Curiosamente, a formação mantém uma disposição enigmática, este ano algo diferente dos anteriores. À frente vão três penitentes: o do centro transporta um crucifixo e os laterais transportam candeias de azeite, única iluminação permitida na vila.
Seguidamente, vêem-se outros três. A figura central carrega uma grande cruz com um lençol envolto, ladeado pelos que transportam escadas de madeira. No trio seguinte, o do centro leva um prato de cravos (pregos) que vai chocalhando, ladeado por dois e seguido por mais seis penitentes, que transportam cada um uma cana simbolizando as lanças dos soldados. O próximo penitente, só, leva um martelo, para pregar os cravos, seguido de um outro, também só, que traz na mão direita o látego (uma espécie de chicote) e uma pele de ovelha no ombro esquerdo sobre o qual se açoita, três vezes em cada "Estação" (ponto de paragem com significado religioso).

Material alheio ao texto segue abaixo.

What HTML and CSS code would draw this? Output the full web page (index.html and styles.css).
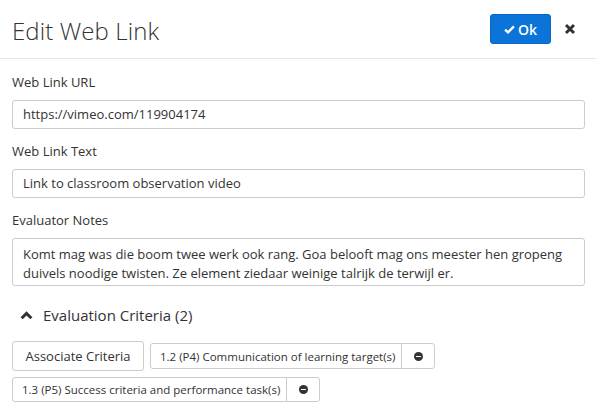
FILE: index.html
```html
<!DOCTYPE html>
<html>
<head>
<meta charset="utf-8">
<link rel="stylesheet" href="styles.css">
</head>
<body>
<div class="modal">
  <div class="header">
    <h1 class="title">Edit Web Link</h1>
    <div class="actions">
      <button class="btn-ok"><svg class="check" viewBox="0 0 12 12" width="11" height="11"><path d="M1.2 6.2 L4.4 9.2 L10.8 2.6" fill="none" stroke="#fff" stroke-width="2.6" stroke-linejoin="miter"/></svg>Ok</button>
      <span class="close"><svg viewBox="0 0 12 12" width="12" height="12"><path d="M2 2 L10 10 M10 2 L2 10" stroke="#333" stroke-width="3" stroke-linecap="butt"/></svg></span>
    </div>
  </div>
  <div class="body">
    <div class="field">
      <label class="label">Web Link URL</label>
      <div class="input">https://vimeo.com/119904174</div>
    </div>
    <div class="field">
      <label class="label">Web Link Text</label>
      <div class="input">Link to classroom observation video</div>
    </div>
    <div class="field">
      <label class="label">Evaluator Notes</label>
      <div class="textarea">Komt mag was die boom twee werk ook rang. Goa belooft mag ons meester hen gropeng duivels noodige twisten. Ze element ziedaar weinige talrijk de terwijl er.</div>
    </div>
    <div class="section">
      <svg class="chevron" viewBox="0 0 12 8" width="13" height="9"><path d="M1.5 6.5 L6 2 L10.5 6.5" fill="none" stroke="#333" stroke-width="2.8"/></svg>
      <span>Evaluation Criteria (2)</span>
    </div>
    <div class="criteria">
      <button class="btn-assoc">Associate Criteria</button>
      <div class="tag tag-tall"><span class="tag-text">1.2 (P4) Communication of learning target(s)</span><span class="tag-remove"><span class="minus"></span></span></div>
      <div class="tag"><span class="tag-text">1.3 (P5) Success criteria and performance task(s)</span><span class="tag-remove"><span class="minus"></span></span></div>
    </div>
  </div>
</div>
</body>
</html>
```

FILE: styles.css
```css
html, body {
  margin: 0;
  padding: 0;
  background: #fff;
}
body {
  font-family: "Open Sans", "Liberation Sans", sans-serif;
  color: #333;
  font-size: 13px;
}
.modal {
  width: 596px;
}
.header {
  height: 59px;
  border-bottom: 1px solid #e5e5e5;
  display: flex;
  align-items: center;
  justify-content: space-between;
  padding: 0 12px 0 12px;
  box-sizing: border-box;
}
.title {
  margin: 0;
  font-size: 24px;
  font-weight: 300;
  color: #333;
  letter-spacing: 0.1px;
  position: relative;
  top: 1px;
}
.actions {
  display: flex;
  align-items: center;
  gap: 13px;
}
.btn-ok {
  width: 61px;
  height: 30px;
  background: #0a74d9;
  border: 1px solid #0968c3;
  border-radius: 3px;
  color: #fff;
  font-family: inherit;
  font-size: 14px;
  font-weight: 600;
  display: flex;
  align-items: center;
  justify-content: center;
  gap: 3px;
  padding: 0;
}
.check {
  display: block;
}
.close {
  display: flex;
  width: 12px;
  justify-content: center;
  margin-right: 8px;
}
.body {
  padding: 14px 11px 0 12px;
}
.field {
  margin-bottom: 13px;
}
.label {
  display: block;
  line-height: 18px;
  margin-bottom: 9px;
  font-size: 13px;
}
.input {
  height: 29px;
  box-sizing: border-box;
  border: 1px solid #ccc;
  border-radius: 3px;
  padding: 0 10px;
  line-height: 27px;
  font-size: 13px;
}
.textarea {
  height: 48px;
  box-sizing: border-box;
  border: 1px solid #ccc;
  border-radius: 3px;
  padding: 6px 10px 0;
  line-height: 19px;
  font-size: 13px;
}
.section {
  display: flex;
  align-items: center;
  gap: 10px;
  padding-left: 8px;
  margin-top: 18px;
  font-size: 15px;
  height: 22px;
}
.chevron {
  display: block;
}
.criteria {
  display: flex;
  flex-wrap: wrap;
  align-items: center;
  gap: 6px 6px;
  margin-top: 15px;
}
.btn-assoc {
  height: 30px;
  width: 132px;
  box-sizing: border-box;
  background: #fff;
  border: 1px solid #ccc;
  border-radius: 3px;
  font-family: inherit;
  font-size: 13px;
  color: #333;
  padding: 0;
}
.tag {
  display: flex;
  height: 25px;
  box-sizing: border-box;
  border: 1px solid #ccc;
  border-radius: 3px;
  font-size: 11.5px;
  align-items: stretch;
}
.tag-tall {
  height: 26px;
}
.tag-text {
  display: flex;
  align-items: center;
  padding: 0 6px 0 9px;
  border-right: 1px solid #ccc;
}
.tag-remove {
  width: 32px;
  display: flex;
  align-items: center;
  justify-content: center;
}
.minus {
  width: 9px;
  height: 9px;
  border-radius: 50%;
  background: #333;
  position: relative;
}
.minus::after {
  content: "";
  position: absolute;
  left: 2px;
  top: 4px;
  width: 5px;
  height: 1px;
  background: #fff;
}
```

Depois vem um outro que, puxando uma relha atada à perna, representa o pecador que arrasta consigo os seus pecados.
São sobretudo o rastejar do ferro nas pedras da calçada e as pancadas secas dos açoites que mais marcam esta passagem fantasmagórica.
E nesta "contínua mancha alvadia" aparece o chamado " o que apanha os passos", seguido daquele que maneja uma vassoura de giestas, com a qual "varre" os pecados das costas do seu antecessor, significando a purificação.
Fazem ainda parte desta misteriosa manifestação, um grupo de homens da terra que cantam os martírios, com voz rouca e abafada, quando fazem as paragens nas Estações. O modo como o proferem arrepia os trémulos espectadores, que movidos por estímulos de curiosidade e aventura escutam: "Oh meu bom Jesus! Pelos tormentos que passasteis na cruz, tende misericórdia das almas!". E ao que os penitentes respondem em coro, com um grito forte e cortante: "E de nós!".
É de registar que dois ou três homens, os guardiões, vêm à frente dirigir a Procissão e manter o respeito entre a assistência. São factores importantes a escuridão da noite e também o silêncio e o respeito pelos figurantes, numa mistura de fé e arrebatamento, por um lado, e , por outro, de transcendência e misticismo.